This year's Open Studios covers three weekends and ranges from Pacifica to Morgan Hill

By Michael S. Gant

WITH THE exception, perhaps, of Michelangelo, who really didn't want Pope Julius II dropping by and critiquing his progress on the Sistine Chapel, most artists enjoy entertaining visitors—hence the popularity of the Open Studios movement. By making their work spaces available to curious members of the public, artists get to share some of their love of the sensual and intellectual pleasures of creating art, and they introduce themselves to potential patrons sans the dealer middleman.
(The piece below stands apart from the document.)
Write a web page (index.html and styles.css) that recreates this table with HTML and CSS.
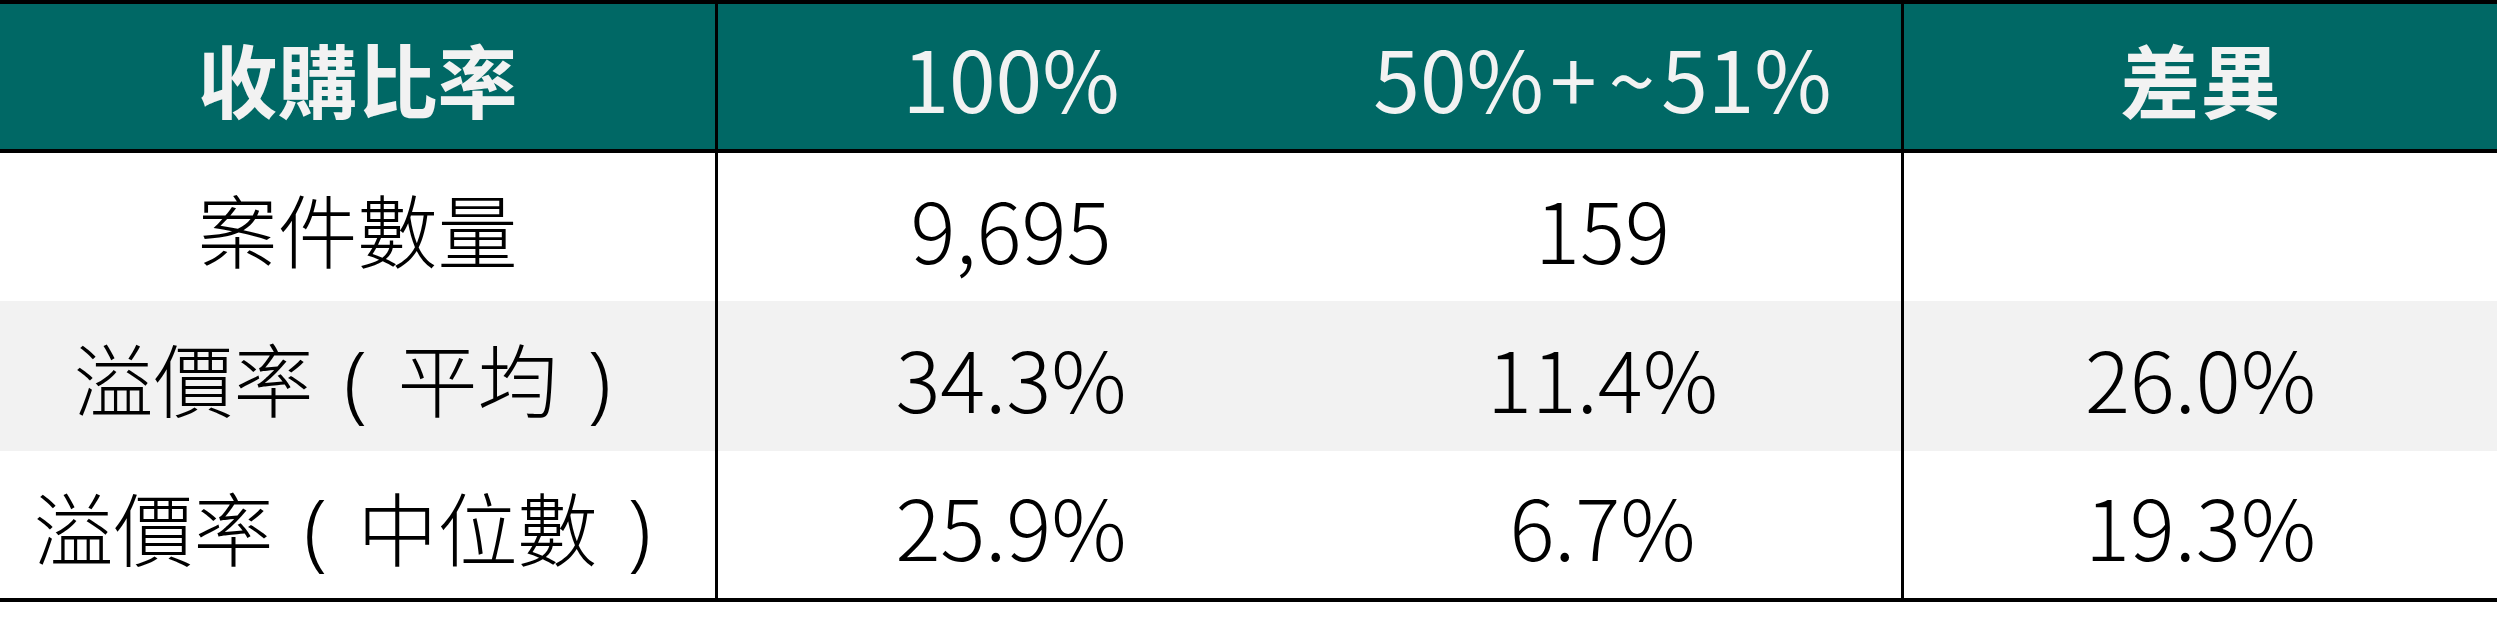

This year's Open Studios event (the 19th annual) for Silicon Valley and the peninsula features so many artists that it sprawls across three full weekends. The first installment, May 78, encompasses San Mateo County and the attendant coastal region, including Burlingame, Half Moon Bay, Menlo Park, Pacifica and Redwood City. Friday and Saturday, May 14 and 15, highlight, in concentrated fashion, the studios of northern Santa Clara County: Cupertino, Los Altos, Mountain View, Pal Alto, Stanford, Sunnyvale and others. The final weekend (May 2122) continues the southward trend, taking in Campbell, Los Gatos, San Jose, Santa Clara, Gilroy, Morgan Hill and a number of smaller communities along Highway 17. All told, more than 400 artists will be participating.

As always, Open Studios aims to be inclusive of media and meaning. Hence, the exceptional range of styles from the traditional oils, acrylics, pastels and watercolors to sculpture, photography, jewelry, fiber art, ceramics and all kinds of multimedia.

The first weekend conveniently dovetails with Mother's Day. To take advantage of the synergy, Open Studios is offering some special limo tours of selected studios. The tours include brunch as well as wine and snacks during the day from Wine & Roses Limousine Service and Livermore Valley Wineries. If you drive on your own, a map is essential to avoid getting hopelessly lost (artists tend to prefer out-of-the-way haunts). Detailed routes can be found in the Open Studios program, which is available free at local libraries; or check online at www.svopenstudios.org for tour information.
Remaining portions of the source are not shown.